First-term MP Zak Kirkup will lead the West Australian Liberals to the polls in March after being elected unopposed.

The 33-year-old replaces Liza Harvey, who resigned on Sunday less than four months before election day.

Libby Mettam will serve as his deputy.

Fellow candidate Dean Nalder withdrew his candidacy shortly before Tuesday morning’s partyroom meeting, saying it was clear he did not have the numbers to prevail.

“It has become apparent that I don’t have the majority support of my parliamentary colleagues and therefore will clear a path for the new leader,” he said.

“I have been humbled at the level of support from my electorate and the wider community.”

Mr Kirkup is the party’s youngest leader since Matt Birney’s short-lived reign in the mid-2000s.

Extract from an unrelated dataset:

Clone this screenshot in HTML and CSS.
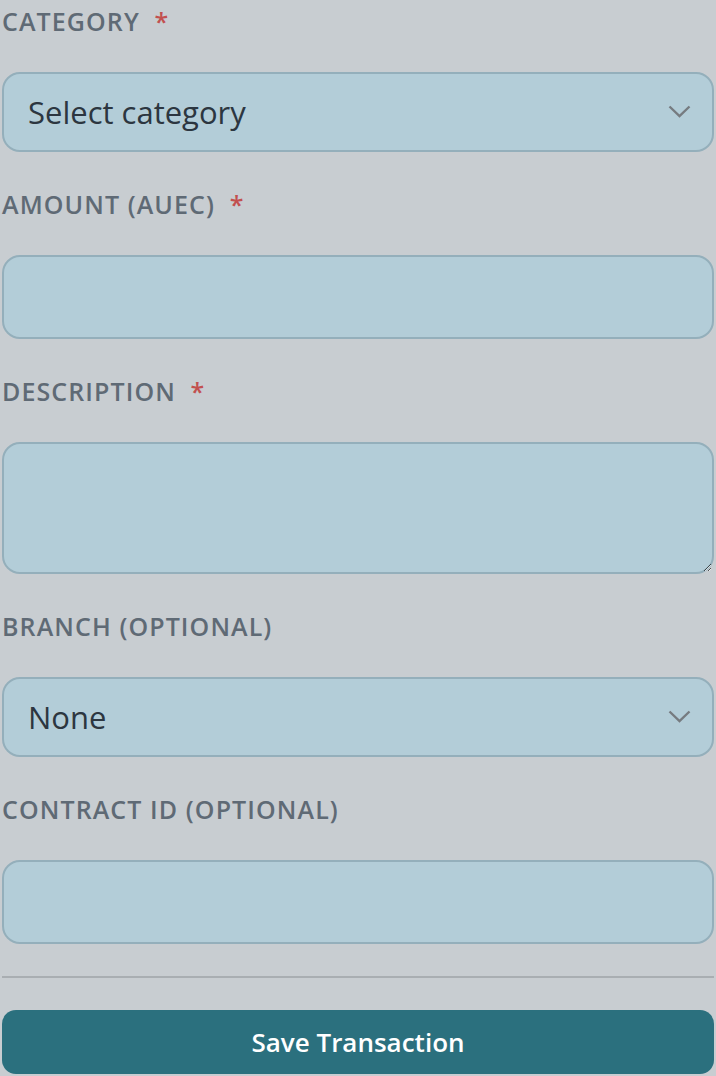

One of the opposition’s strongest performers since being elected to the marginal seat of Dawesville in 2017, Mr Kirkup has spoken of wanting to revitalise the party.

“I think anyone should judge a person by their actions and not by their age,” he said on Monday.

“I’ve made it clear that there’s a real opportunity here for some hard work and energy to go into the team of the new possible Liberal leader.”

An enormous task awaits him.

Ms Harvey’s decision to quit came after months of disastrous polling for the Liberals, who have already been reduced to just 13 of 59 seats in the lower house.

Premier Mark McGowan’s approval ratings have reached record highs in recent months, with his hard border closures proving extremely popular with voters.


His Labor government is widely expected to win a second term and is targeting further marginal Liberal seats after a landslide victory in 2017.

No Liberal seat is tighter than Mr Kirkup’s own seat, south of Perth, which he holds by a margin of just 0.7 per cent.

Mr Nalder served as transport and finance minister in the former Liberal government but was stripped of the finance portfolio over a conflict of interest.

In 2016, he mounted a failed bid to replace then-premier Colin Barnett.

Prior to withdrawing, the opposition’s treasury spokesman had talked up his experience and credentials as a former cabinet minister, small business owner and banking executive.